By interrupting your train of stressed thoughts and emotions, a PQ rep helps you to act more consciously, from your executive-thinking mind.
It’s like wiping away the fog on a window that builds up in the high humidity of stress so that you can again see the world clearly. If you don’t clear the foggy window, you’re far more prone to making assumptive, zero-sum, antagonistic, or self-sacrificing decisions, like always saying yes to please others or working so much that you burn out.
How to Do a PQ Rep
To clear the fog of stress, you focus your mind on something. It’s easiest to start with what your body can sense.

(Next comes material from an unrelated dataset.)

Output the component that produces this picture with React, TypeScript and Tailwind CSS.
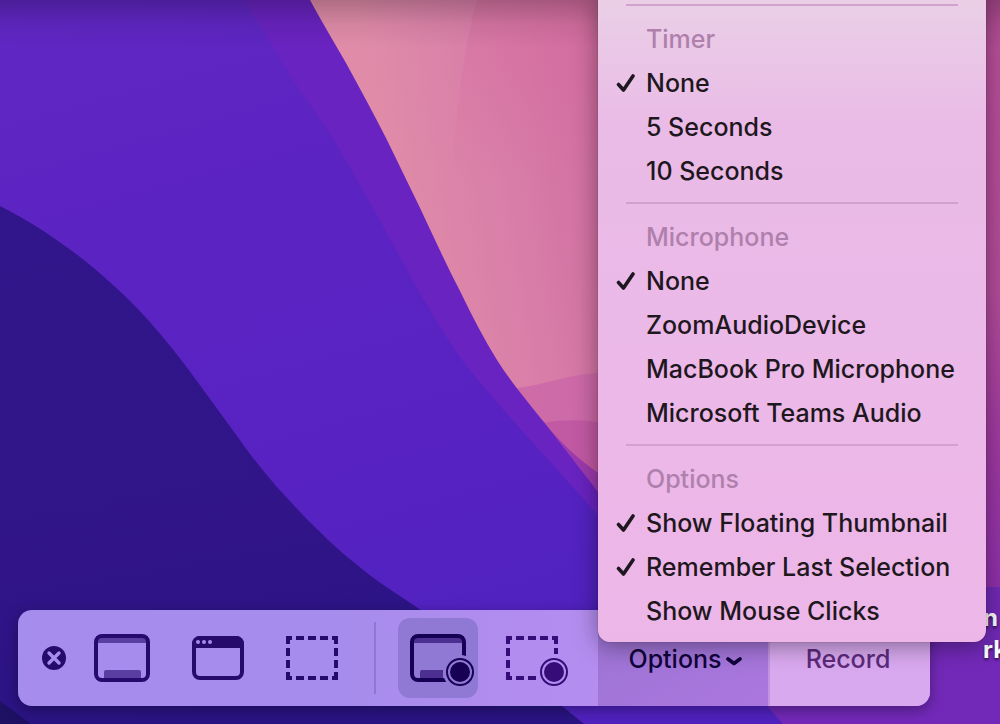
import { useState } from 'react';

const menuSections = [
  { title: 'Timer', items: ['None', '5 Seconds', '10 Seconds'] },
  {
    title: 'Microphone',
    items: ['None', 'ZoomAudioDevice', 'MacBook Pro Microphone', 'Microsoft Teams Audio'],
  },
  {
    title: 'Options',
    items: ['Show Floating Thumbnail', 'Remember Last Selection', 'Show Mouse Clicks'],
  },
];

const Wallpaper = () => (
  <svg
    className="absolute inset-0 w-full h-full"
    viewBox="0 0 1000 724"
    preserveAspectRatio="xMidYMid slice"
    aria-hidden="true"
  >
    <defs>
      <linearGradient id="pink" gradientUnits="userSpaceOnUse" x1="380" y1="150" x2="620" y2="110">
        <stop offset="0" stopColor="#e08ca8" />
        <stop offset="0.45" stopColor="#d97fa9" />
        <stop offset="1" stopColor="#cf6ba0" />
      </linearGradient>
      <linearGradient id="fold" gradientUnits="userSpaceOnUse" x1="0" y1="0" x2="0" y2="180">
        <stop offset="0" stopColor="#d56c9e" stopOpacity="0.5" />
        <stop offset="1" stopColor="#d56c9e" stopOpacity="0" />
      </linearGradient>
      <linearGradient id="edge" x1="0" y1="0" x2="0" y2="1">
        <stop offset="0" stopColor="#b9509a" />
        <stop offset="0.5" stopColor="#b44c9a" />
        <stop offset="0.75" stopColor="#a03aa2" />
        <stop offset="1" stopColor="#8f30ac" />
      </linearGradient>
      <linearGradient id="violet" x1="0" y1="0" x2="0.3" y2="1">
        <stop offset="0" stopColor="#6127c4" />
        <stop offset="0.35" stopColor="#5b23c2" />
        <stop offset="0.7" stopColor="#5822c2" />
        <stop offset="1" stopColor="#5022c0" />
      </linearGradient>
      <linearGradient id="indigo" x1="0" y1="0" x2="0.2" y2="1">
        <stop offset="0" stopColor="#31168b" />
        <stop offset="0.7" stopColor="#301488" />
        <stop offset="1" stopColor="#2a1484" />
      </linearGradient>
      <linearGradient id="topShade" x1="0" y1="0" x2="0" y2="1">
        <stop offset="0" stopColor="#000" stopOpacity="0.22" />
        <stop offset="0.5" stopColor="#000" stopOpacity="0.06" />
        <stop offset="1" stopColor="#000" stopOpacity="0" />
      </linearGradient>
    </defs>
    <rect width="1000" height="724" fill="url(#pink)" />
    <path d="M477 0C466 40 458 90 451 180H700V0Z" fill="url(#fold)" />
    <path d="M517 388C545 385 565 375 598 373L760 360V600H598Z" fill="#c65fa8" opacity="0.6" />
    <path d="M540 423Q570 418 598 422L760 430V600H598Z" fill="#bb4fa0" opacity="0.6" />
    <path d="M543 421C560 443 580 460 598 473L700 560H598Z" fill="#9c3aae" />
    <rect x="900" width="100" height="590" fill="url(#edge)" />
    <path
      d="M0 0H310C322 22 334 42 346 63C360 89 374 114 387 140L421 210C434 238 447 266 461 293C472 316 484 339 497 360C511 382 527 401 543 421L598 492L680 587H1000V724H0Z"
      fill="#6923c0"
    />
    <path
      d="M0 0H245C261 26 276 51 291 77L333 138C350 167 367 197 383 226L421 295C433 316 446 336 459 356C477 380 497 402 517 425L598 515L783 724H0Z"
      fill="url(#violet)"
    />
    <path d="M680 587H1000V724H783L700 630Z" fill="#7229b8" />
    <path
      d="M0 206C14 213 28 221 42 230C63 244 84 259 103 276C119 290 135 305 149 321C164 338 178 355 191 373L237 436C249 453 262 470 276 486C290 501 303 516 318 530C330 542 343 554 356 564C371 577 388 588 406 600L562 706L584 724H0Z"
      fill="url(#indigo)"
    />
    <path d="M0 701L31 724H0Z" fill="#1e1164" />
    <rect width="1000" height="48" fill="url(#topShade)" />
  </svg>
);

const CheckMark = () => (
  <svg width="20" height="20" viewBox="0 0 20 20" fill="none" aria-hidden="true">
    <path d="M2.5 11.5L7.5 17L17 3" stroke="#1f1720" strokeWidth="3.6" strokeLinecap="round" strokeLinejoin="round" />
  </svg>
);

const CloseIcon = () => (
  <svg width="24" height="24" viewBox="0 0 24 24" aria-hidden="true">
    <circle cx="12" cy="12" r="12" fill="#270b6c" />
    <path d="M7 7L17 17M17 7L7 17" stroke="#a68cec" strokeWidth="3.4" strokeLinecap="round" />
  </svg>
);

const ScreenIcon = () => (
  <svg width="80" height="80" viewBox="0 0 80 80" aria-hidden="true">
    <path d="M14 18H66V25H14ZM22 54a2 2 0 0 1 2-2H57a2 2 0 0 1 2 2V62H22Z" fill="#5b3ea2" />
    <rect x="14" y="18" width="52" height="44" rx="6" fill="none" stroke="#270b6c" strokeWidth="4" />
  </svg>
);

const WindowIcon = () => (
  <svg width="80" height="80" viewBox="0 0 80 80" aria-hidden="true">
    <rect x="16" y="20" width="48" height="40" rx="6" fill="none" stroke="#270b6c" strokeWidth="4" />
    <path d="M14 30V26a8 8 0 0 1 8-8H58a8 8 0 0 1 8 8V30Z" fill="#270b6c" />
    <g fill="#a68cec">
      <circle cx="20" cy="24" r="2" />
      <circle cx="26" cy="24" r="2" />
      <circle cx="32" cy="24" r="2" />
    </g>
  </svg>
);

const SelectionIcon = () => (
  <svg width="80" height="80" viewBox="0 0 80 80" aria-hidden="true">
    <g fill="none" stroke="#270b6c" strokeWidth="4">
      <path d="M14 26V20H18M58 20H62V26M62 54V60H58M18 60H14V54" />
      <path d="M22 20H30M34 20H42M46 20H54M22 60H30M34 60H42M46 60H54M14 30V38M14 42V50M62 30V38M62 42V50" />
    </g>
  </svg>
);

const RecordScreenIcon = () => (
  <svg width="80" height="80" viewBox="0 0 80 80" aria-hidden="true">
    <path d="M14 18H66V25H14ZM22 54a2 2 0 0 1 2-2H45V62H22Z" fill="#4c2f90" />
    <path d="M66 38V24a6 6 0 0 0-6-6H20a6 6 0 0 0-6 6V56a6 6 0 0 0 6 6H48" fill="none" stroke="#160254" strokeWidth="4" />
    <circle cx="62" cy="54" r="17" fill="#9079d5" />
    <circle cx="62" cy="54" r="13" fill="none" stroke="#160254" strokeWidth="2" />
    <circle cx="62" cy="54" r="10" fill="#160254" />
  </svg>
);

const RecordSelectionIcon = () => (
  <svg width="80" height="80" viewBox="0 0 80 80" aria-hidden="true">
    <g fill="none" stroke="#350c78" strokeWidth="4">
      <path d="M14 26V20H18M58 20H62V26M18 60H14V54" />
      <path d="M22 20H30M34 20H42M46 20H54M22 60H30M34 60H42M14 30V38M14 42V50M62 30V36" />
    </g>
    <circle cx="60" cy="54" r="13" fill="none" stroke="#350c78" strokeWidth="2" />
    <circle cx="60" cy="54" r="10" fill="#350c78" />
  </svg>
);

const captureModes = [
  { label: 'Capture Entire Screen', Icon: ScreenIcon },
  { label: 'Capture Selected Window', Icon: WindowIcon },
  { label: 'Capture Selected Portion', Icon: SelectionIcon },
];

export default function App() {
  const [timer, setTimer] = useState('None');
  const [microphone, setMicrophone] = useState('None');
  const [options, setOptions] = useState(['Show Floating Thumbnail', 'Remember Last Selection']);

  const isChecked = (section: string, item: string) => {
    if (section === 'Timer') return timer === item;
    if (section === 'Microphone') return microphone === item;
    return options.includes(item);
  };

  const handleSelect = (section: string, item: string) => {
    if (section === 'Timer') setTimer(item);
    else if (section === 'Microphone') setMicrophone(item);
    else setOptions(options.includes(item) ? options.filter((o) => o !== item) : [...options, item]);
  };

  return (
    <div className="relative min-h-screen overflow-hidden flex flex-col justify-end font-['Inter',sans-serif] font-[450] text-[25px] leading-8">
      <Wallpaper />

      {/* desktop file label, partly behind the menu */}
      <div className="absolute right-0 bottom-[58px] w-[17px] text-2xl leading-8 font-bold text-white [text-shadow:0_2px_3px_rgba(0,0,0,0.6)]">
        <p>n</p>
        <p>rk</p>
      </div>

      <div className="relative ml-[18px] mr-[70px] mb-[18px] h-24 flex items-center rounded-[14px] overflow-hidden bg-linear-to-r from-[#a68cec] from-35% to-[#b68df0] to-65% shadow-[0_4px_14px_rgba(0,0,0,0.35)]">
        <button className="ml-6 mr-4 shrink-0" aria-label="Close">
          <CloseIcon />
        </button>
        <div className="flex gap-4 shrink-0">
          {captureModes.map(({ label, Icon }) => (
            <button key={label} aria-label={label}>
              <Icon />
            </button>
          ))}
        </div>
        <div className="ml-5 mr-[22px] w-0.5 h-[72px] shrink-0 bg-[#9077d2]" />
        <div className="flex gap-4 mr-6 shrink-0">
          <button className="rounded-xl bg-[#9079d5]" aria-label="Record Entire Screen" aria-pressed="true">
            <RecordScreenIcon />
          </button>
          <button aria-label="Record Selected Portion">
            <RecordSelectionIcon />
          </button>
        </div>
        <button className="w-[170px] h-full shrink-0 flex items-center justify-center gap-1 pt-0.5 pl-1 bg-linear-to-br from-[#9b73d3] to-[#ab77df] text-[#10043c]" aria-haspopup="menu" aria-expanded="true">
          Options
          <svg width="16" height="10" viewBox="0 0 16 10" fill="none" className="mt-1" aria-hidden="true">
            <path d="M2 3L8 7.5L14 3" stroke="#10043c" strokeWidth="3.6" strokeLinecap="round" strokeLinejoin="round" />
          </svg>
        </button>
        <button className="flex-1 h-full pt-0.5 pr-1 border-l-2 border-[#c094e0] bg-[#d9a9ef] text-[#5c2a7c]">Record</button>
      </div>

      <div
        role="menu"
        className="absolute right-3.5 bottom-[82px] w-[388px] pb-[9px] rounded-b-[12px] bg-linear-to-b from-[#ead0e6] via-[#eabbe7] via-20% to-[#edb6e8] shadow-[0_4px_24px_rgba(0,0,0,0.4),0_0_1px_rgba(0,0,0,0.6)] text-[#1f1720]"
      >
        {menuSections.map((section) => (
          <div key={section.title} role="group" aria-label={section.title}>
            <div className="h-[22px] mx-7 pb-0.5 flex items-center">
              <div className="w-full h-0.5 bg-[#d0a2cd]" />
            </div>
            <p className="h-11 pl-12 flex items-center text-[#ae80ab]">{section.title}</p>
            {section.items.map((item) => (
              <button
                key={item}
                role={section.title === 'Options' ? 'menuitemcheckbox' : 'menuitemradio'}
                aria-checked={isChecked(section.title, item)}
                onClick={() => handleSelect(section.title, item)}
                className="w-full h-11 pl-[18px] flex items-center gap-2.5 text-left whitespace-nowrap"
              >
                <span className="w-5 shrink-0">{isChecked(section.title, item) && <CheckMark />}</span>
                {item}
              </button>
            ))}
          </div>
        ))}
      </div>
    </div>
  );
}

Meditation famously focuses your mind on the sensation of repeatedly breathing in and out; but since that’s not easy for many people to do I recommend PQ reps.
Some of the ways you can do a PQ rep include:
Listening to what you can hear; close by and far away
Feeling what you can feel in various body parts
Tensing your muscles, and then releasing them
Labeling what you can sense, or even what you are think
Do a PQ rep anytime you are feeling stressed, reactive, emotional, or realize you are hijacked by the saboteur thoughts.
Here’s a step-by-step instruction for one of my favorite PQ reps, which involves using your fingertips:
Sit comfortably and relaxed with your back straight
Take a deep breath, and close your eyes as you exhale
With your index finger and thumb, rub them together with such slow and intense focus that you can feel the fingertip ridges for 20 seconds
Well done! That two PQ reps!
You can keep going for a couple more PQ reps with these two steps:
Move all the fingers of one hand down the fingers and palm of the other hand
Concentrate on feeling all the sensations in both of your hands
That was 20 seconds, and 2 more PQ reps!
At this point, your mind window will be a little more clear, and you can think and access your executive-thinking powers of empathy, creativity, clear action, curiosity, and intrinsic motivation.
Like a muscle, the more you practice doing PQ reps to shift your mind out of stressed reaction mode, the easier it will get, and the more routine it can become.
Try out PQ reps for yourself, and see how creating space from stress to tap into your self-leadership mind goes.